#### What to do
Look for the string "this" in every line, and copy each line that has it.

#### Provided entries
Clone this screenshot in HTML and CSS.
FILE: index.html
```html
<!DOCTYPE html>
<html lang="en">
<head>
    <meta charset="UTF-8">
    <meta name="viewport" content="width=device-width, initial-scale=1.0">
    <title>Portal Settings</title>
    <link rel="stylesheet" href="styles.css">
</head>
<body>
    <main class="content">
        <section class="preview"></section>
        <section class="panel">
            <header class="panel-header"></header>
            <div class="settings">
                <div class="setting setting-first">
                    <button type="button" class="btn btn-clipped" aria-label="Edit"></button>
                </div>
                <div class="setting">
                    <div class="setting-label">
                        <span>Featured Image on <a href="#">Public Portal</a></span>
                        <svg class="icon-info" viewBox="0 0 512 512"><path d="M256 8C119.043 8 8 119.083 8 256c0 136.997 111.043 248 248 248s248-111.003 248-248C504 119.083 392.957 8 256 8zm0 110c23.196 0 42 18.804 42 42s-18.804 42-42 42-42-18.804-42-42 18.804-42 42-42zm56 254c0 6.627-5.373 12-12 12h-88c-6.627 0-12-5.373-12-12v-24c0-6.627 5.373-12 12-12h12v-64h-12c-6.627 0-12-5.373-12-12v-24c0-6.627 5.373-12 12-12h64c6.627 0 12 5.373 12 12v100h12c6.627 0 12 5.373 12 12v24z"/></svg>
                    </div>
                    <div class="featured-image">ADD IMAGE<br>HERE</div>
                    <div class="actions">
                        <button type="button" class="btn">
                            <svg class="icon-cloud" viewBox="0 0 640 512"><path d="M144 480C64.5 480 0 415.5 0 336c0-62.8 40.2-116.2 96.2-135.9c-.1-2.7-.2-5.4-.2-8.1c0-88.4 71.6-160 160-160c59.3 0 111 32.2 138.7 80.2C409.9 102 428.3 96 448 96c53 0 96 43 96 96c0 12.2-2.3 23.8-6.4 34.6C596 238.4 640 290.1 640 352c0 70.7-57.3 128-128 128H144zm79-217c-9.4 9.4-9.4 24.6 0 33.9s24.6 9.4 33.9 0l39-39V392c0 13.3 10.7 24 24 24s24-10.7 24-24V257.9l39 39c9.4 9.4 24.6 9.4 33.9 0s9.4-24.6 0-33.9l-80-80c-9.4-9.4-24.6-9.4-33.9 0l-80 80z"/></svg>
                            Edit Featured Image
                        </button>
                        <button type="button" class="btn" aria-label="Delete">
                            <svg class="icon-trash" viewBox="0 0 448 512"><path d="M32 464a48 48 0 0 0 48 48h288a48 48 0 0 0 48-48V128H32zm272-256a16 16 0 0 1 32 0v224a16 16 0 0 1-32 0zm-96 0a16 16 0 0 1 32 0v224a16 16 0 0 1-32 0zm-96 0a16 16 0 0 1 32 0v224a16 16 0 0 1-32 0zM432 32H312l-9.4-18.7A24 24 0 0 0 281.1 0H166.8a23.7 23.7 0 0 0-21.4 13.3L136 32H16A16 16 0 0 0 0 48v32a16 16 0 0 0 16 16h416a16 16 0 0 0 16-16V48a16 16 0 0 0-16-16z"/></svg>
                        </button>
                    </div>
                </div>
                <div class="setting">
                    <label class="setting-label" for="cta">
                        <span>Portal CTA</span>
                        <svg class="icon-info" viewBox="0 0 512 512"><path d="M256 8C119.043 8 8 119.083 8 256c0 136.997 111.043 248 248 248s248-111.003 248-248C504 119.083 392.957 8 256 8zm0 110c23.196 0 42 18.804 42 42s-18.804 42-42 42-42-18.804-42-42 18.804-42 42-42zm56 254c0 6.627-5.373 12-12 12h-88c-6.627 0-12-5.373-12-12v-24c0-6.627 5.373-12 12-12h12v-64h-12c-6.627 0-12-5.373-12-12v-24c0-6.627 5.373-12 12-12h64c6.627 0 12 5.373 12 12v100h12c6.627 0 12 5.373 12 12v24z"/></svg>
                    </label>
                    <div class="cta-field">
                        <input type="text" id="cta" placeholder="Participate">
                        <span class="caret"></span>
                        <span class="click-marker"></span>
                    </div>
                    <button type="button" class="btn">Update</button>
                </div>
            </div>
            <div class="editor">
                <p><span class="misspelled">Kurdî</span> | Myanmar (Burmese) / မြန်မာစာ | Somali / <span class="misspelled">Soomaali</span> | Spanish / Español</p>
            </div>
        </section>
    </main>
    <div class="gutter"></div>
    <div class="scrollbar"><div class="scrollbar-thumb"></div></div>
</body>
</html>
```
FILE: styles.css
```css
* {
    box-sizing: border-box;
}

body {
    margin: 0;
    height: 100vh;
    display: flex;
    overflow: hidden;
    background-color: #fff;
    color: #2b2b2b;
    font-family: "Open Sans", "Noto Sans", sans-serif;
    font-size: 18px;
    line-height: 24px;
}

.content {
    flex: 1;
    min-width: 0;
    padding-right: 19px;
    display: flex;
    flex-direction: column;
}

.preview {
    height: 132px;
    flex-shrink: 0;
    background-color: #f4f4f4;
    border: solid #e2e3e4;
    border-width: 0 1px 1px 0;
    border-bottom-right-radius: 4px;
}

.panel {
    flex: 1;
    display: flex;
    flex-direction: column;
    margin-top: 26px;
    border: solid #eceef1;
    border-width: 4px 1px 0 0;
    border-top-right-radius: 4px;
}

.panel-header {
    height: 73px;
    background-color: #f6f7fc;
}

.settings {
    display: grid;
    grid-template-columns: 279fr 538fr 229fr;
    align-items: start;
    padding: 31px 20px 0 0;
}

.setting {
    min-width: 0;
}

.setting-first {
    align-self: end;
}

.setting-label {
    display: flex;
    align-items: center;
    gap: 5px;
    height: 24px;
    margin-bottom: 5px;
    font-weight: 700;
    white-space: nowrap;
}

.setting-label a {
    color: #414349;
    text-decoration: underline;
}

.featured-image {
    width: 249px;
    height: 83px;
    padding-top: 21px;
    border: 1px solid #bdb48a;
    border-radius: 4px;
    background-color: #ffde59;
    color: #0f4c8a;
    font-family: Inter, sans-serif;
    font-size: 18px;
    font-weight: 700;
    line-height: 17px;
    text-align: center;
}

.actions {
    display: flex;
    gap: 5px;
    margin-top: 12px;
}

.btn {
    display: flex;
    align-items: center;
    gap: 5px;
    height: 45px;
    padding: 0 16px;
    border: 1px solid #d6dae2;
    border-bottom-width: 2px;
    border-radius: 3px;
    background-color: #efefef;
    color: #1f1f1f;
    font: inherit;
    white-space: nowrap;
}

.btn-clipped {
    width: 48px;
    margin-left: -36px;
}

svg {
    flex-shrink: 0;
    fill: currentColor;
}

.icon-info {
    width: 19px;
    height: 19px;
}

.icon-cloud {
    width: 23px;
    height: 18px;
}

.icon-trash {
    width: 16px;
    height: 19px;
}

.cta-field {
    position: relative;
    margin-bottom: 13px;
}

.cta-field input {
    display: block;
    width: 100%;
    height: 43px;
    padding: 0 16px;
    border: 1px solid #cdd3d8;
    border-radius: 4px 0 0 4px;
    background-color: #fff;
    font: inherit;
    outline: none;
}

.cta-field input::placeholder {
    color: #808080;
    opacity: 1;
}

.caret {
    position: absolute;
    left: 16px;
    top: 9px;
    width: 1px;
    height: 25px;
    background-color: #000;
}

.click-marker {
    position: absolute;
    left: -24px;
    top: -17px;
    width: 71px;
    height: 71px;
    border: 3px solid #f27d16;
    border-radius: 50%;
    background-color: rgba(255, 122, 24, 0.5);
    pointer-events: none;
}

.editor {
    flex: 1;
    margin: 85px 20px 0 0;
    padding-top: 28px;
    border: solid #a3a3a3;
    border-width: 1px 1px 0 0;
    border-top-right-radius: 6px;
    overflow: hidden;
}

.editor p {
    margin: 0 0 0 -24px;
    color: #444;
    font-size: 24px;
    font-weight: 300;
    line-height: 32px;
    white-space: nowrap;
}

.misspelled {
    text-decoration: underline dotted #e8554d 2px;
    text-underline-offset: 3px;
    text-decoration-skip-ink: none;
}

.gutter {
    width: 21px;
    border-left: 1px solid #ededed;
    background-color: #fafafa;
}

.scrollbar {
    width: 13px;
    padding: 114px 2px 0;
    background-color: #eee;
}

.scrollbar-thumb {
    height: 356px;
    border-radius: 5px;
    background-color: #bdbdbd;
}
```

--

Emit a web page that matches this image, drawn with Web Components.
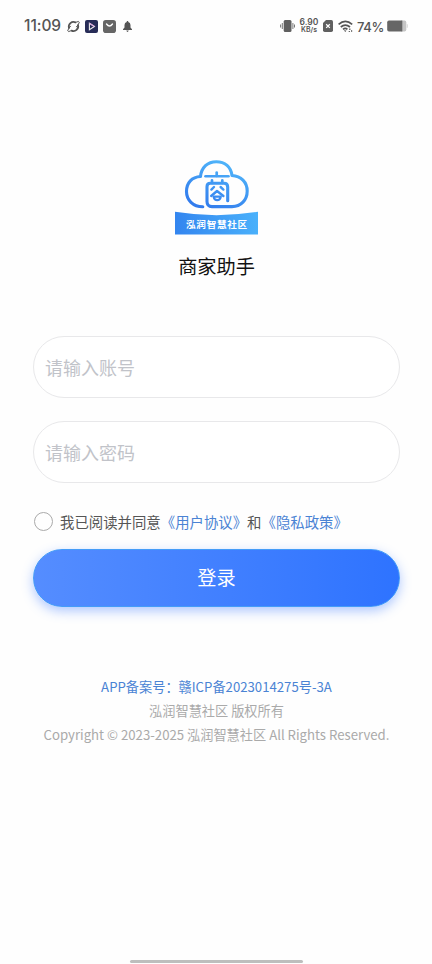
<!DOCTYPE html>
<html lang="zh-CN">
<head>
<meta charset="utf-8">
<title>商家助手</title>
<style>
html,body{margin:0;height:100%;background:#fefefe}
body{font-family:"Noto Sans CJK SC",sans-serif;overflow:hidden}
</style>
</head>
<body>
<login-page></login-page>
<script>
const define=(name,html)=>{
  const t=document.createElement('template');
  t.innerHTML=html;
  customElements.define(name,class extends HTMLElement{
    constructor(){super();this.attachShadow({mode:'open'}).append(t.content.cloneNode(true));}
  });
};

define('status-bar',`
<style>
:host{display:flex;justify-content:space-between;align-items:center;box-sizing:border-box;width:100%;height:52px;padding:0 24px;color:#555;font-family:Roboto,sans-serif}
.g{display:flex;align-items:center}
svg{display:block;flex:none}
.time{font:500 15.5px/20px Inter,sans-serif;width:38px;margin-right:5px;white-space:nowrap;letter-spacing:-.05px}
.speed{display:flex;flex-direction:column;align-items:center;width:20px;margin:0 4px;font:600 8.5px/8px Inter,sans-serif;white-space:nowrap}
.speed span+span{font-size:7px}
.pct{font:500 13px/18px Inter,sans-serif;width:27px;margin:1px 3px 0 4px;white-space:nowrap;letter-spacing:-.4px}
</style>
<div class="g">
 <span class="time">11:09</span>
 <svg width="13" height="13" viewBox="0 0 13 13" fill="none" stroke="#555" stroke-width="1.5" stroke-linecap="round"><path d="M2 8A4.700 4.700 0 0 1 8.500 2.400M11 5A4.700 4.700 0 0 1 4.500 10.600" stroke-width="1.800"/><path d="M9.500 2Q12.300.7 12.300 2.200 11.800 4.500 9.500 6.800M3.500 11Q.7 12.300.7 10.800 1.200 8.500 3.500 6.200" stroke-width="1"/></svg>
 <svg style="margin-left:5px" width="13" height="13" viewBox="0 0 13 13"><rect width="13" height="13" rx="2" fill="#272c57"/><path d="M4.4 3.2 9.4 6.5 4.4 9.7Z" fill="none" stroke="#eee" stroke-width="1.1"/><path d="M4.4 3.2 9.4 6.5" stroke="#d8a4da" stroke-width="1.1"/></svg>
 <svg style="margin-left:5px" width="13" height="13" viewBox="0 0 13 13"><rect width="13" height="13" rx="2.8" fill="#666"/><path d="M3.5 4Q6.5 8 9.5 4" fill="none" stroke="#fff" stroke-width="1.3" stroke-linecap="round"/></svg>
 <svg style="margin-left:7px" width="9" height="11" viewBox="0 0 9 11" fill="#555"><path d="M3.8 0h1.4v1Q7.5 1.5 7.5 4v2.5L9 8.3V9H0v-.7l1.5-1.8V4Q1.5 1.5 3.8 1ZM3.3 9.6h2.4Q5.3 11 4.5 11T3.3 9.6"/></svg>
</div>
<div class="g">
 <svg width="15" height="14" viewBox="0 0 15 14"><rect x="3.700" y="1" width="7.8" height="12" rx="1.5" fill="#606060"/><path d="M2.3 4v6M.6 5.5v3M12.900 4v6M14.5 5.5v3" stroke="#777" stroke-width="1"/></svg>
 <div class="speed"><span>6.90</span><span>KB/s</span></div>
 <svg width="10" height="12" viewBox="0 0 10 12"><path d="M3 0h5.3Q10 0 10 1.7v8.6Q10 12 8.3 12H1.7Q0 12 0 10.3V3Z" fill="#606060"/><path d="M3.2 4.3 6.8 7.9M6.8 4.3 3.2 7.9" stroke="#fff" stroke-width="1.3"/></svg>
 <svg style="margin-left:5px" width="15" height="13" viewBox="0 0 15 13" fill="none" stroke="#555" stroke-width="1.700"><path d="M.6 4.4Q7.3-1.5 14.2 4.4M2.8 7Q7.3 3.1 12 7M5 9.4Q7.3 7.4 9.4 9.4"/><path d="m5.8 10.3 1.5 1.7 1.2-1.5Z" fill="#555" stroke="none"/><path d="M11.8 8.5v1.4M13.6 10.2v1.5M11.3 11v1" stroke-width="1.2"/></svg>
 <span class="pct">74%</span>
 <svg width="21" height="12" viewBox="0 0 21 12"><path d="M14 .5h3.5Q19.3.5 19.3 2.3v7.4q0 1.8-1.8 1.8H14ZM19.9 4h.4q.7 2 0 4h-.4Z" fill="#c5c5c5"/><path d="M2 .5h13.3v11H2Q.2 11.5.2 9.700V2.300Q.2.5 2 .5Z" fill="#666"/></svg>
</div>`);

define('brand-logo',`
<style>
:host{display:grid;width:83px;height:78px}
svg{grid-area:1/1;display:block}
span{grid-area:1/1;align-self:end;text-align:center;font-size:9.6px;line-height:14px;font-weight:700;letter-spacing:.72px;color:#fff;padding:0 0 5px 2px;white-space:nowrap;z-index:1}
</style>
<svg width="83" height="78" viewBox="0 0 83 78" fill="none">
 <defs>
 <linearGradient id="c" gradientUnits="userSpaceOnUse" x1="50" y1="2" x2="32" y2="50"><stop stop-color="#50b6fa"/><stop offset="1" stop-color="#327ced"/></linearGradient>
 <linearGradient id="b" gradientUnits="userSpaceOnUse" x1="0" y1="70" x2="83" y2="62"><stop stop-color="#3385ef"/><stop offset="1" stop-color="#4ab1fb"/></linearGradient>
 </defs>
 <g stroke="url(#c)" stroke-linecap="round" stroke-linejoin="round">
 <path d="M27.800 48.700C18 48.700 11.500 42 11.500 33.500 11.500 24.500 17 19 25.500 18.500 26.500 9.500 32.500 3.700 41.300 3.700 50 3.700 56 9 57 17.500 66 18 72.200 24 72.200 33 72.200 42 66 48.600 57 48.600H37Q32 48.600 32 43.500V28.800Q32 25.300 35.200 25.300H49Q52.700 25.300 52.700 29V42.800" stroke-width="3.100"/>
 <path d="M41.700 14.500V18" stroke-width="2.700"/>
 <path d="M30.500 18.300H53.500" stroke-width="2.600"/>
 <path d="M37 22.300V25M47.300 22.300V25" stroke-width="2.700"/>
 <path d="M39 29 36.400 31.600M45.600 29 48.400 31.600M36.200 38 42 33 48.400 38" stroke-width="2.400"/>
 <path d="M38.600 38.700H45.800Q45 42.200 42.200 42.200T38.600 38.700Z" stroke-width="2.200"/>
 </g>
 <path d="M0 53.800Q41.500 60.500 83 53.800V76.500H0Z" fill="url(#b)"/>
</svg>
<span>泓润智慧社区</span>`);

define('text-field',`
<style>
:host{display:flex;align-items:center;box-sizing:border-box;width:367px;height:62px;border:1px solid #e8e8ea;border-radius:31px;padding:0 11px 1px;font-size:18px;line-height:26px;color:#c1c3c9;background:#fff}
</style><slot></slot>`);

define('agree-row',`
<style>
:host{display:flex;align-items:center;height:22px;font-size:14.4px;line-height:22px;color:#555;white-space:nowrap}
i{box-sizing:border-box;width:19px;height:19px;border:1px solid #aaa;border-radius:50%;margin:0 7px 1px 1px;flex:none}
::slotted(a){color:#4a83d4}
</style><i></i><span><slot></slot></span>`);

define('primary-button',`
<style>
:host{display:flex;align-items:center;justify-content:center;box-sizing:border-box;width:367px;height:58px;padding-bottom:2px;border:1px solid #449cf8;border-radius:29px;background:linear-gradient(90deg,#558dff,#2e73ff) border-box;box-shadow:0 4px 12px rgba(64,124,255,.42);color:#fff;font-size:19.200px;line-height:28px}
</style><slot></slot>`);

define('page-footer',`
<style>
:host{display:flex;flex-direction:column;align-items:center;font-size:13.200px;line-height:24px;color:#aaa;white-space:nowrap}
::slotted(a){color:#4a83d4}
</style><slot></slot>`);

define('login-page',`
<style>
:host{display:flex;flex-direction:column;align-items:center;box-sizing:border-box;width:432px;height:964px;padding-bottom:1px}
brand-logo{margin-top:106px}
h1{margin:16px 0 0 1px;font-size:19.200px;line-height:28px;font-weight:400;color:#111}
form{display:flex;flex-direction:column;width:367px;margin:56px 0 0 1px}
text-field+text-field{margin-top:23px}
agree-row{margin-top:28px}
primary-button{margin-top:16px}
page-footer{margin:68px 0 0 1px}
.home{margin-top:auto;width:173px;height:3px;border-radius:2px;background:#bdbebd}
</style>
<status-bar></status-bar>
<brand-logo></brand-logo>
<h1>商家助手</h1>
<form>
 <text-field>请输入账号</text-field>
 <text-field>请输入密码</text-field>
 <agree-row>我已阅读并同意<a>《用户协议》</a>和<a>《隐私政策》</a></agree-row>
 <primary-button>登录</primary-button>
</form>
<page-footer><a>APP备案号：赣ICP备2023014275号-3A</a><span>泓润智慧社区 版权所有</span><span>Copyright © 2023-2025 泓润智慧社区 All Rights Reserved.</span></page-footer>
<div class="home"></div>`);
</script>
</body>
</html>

--

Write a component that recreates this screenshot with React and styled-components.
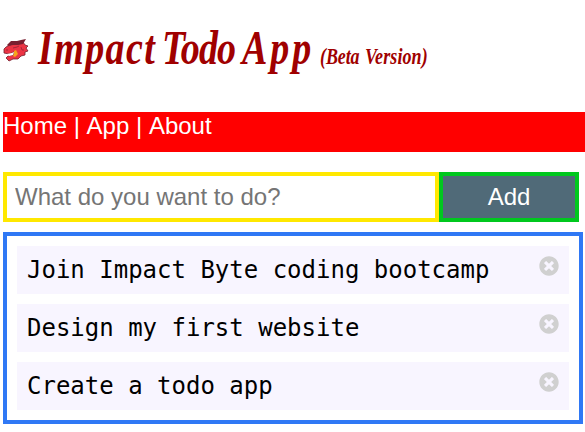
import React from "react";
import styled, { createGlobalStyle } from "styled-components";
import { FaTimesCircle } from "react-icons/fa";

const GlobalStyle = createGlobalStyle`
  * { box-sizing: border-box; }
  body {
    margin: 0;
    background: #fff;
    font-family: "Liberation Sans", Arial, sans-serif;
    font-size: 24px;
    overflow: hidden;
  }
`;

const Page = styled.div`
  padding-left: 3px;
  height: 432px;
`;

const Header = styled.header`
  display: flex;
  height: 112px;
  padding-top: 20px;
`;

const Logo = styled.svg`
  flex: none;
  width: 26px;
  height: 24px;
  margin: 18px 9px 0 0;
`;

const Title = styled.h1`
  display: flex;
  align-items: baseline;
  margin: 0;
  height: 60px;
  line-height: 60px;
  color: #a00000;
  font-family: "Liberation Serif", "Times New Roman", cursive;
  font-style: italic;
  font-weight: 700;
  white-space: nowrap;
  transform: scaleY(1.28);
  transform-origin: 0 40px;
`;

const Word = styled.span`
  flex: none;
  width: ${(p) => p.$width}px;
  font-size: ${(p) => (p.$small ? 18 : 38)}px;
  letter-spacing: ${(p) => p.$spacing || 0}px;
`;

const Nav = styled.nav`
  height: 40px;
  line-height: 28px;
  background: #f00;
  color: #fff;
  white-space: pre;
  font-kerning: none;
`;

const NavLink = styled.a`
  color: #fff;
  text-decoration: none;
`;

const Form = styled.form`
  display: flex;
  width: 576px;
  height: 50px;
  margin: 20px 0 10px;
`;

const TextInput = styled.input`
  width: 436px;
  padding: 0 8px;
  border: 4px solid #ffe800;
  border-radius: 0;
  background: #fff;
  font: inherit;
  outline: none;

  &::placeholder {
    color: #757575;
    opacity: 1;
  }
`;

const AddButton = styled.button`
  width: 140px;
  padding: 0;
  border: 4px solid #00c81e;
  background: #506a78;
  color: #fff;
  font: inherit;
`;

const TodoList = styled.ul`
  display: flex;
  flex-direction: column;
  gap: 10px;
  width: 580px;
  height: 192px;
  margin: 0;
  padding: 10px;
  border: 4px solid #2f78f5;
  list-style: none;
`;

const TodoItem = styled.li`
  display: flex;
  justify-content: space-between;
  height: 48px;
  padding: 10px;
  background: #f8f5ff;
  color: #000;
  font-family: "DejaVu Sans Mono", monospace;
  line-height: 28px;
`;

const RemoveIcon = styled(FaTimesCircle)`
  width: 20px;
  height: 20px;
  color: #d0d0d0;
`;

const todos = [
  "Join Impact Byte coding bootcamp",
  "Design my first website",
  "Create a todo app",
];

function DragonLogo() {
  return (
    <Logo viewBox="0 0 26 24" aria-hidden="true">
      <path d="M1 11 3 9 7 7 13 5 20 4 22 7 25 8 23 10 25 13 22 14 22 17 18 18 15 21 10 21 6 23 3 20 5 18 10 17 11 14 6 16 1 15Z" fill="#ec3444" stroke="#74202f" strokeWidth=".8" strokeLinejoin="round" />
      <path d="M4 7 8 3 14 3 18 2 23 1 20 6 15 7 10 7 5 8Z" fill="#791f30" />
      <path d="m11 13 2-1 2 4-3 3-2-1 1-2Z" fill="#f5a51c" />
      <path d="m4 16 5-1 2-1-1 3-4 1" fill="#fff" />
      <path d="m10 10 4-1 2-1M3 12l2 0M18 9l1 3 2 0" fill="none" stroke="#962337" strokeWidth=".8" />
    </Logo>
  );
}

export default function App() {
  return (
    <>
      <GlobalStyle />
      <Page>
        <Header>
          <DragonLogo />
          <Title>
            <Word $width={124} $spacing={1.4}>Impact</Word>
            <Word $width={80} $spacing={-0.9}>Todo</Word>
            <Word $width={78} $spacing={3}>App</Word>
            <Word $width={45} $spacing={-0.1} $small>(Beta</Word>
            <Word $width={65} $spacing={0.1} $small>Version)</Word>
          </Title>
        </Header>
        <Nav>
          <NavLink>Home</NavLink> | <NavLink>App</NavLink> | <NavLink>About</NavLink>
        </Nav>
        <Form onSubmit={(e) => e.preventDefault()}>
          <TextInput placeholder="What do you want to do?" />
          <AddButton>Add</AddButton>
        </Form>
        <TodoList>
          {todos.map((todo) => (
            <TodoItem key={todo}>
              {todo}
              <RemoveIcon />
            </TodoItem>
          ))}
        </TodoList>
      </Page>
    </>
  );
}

#### Exercise output
Clone this screenshot in HTML and CSS.
Emit a web page that matches this image, drawn with Web Components.
    constructor(){super();this.attachShadow({mode:'open'}).append(t.content.cloneNode(true));}
Write a component that recreates this screenshot with React and styled-components.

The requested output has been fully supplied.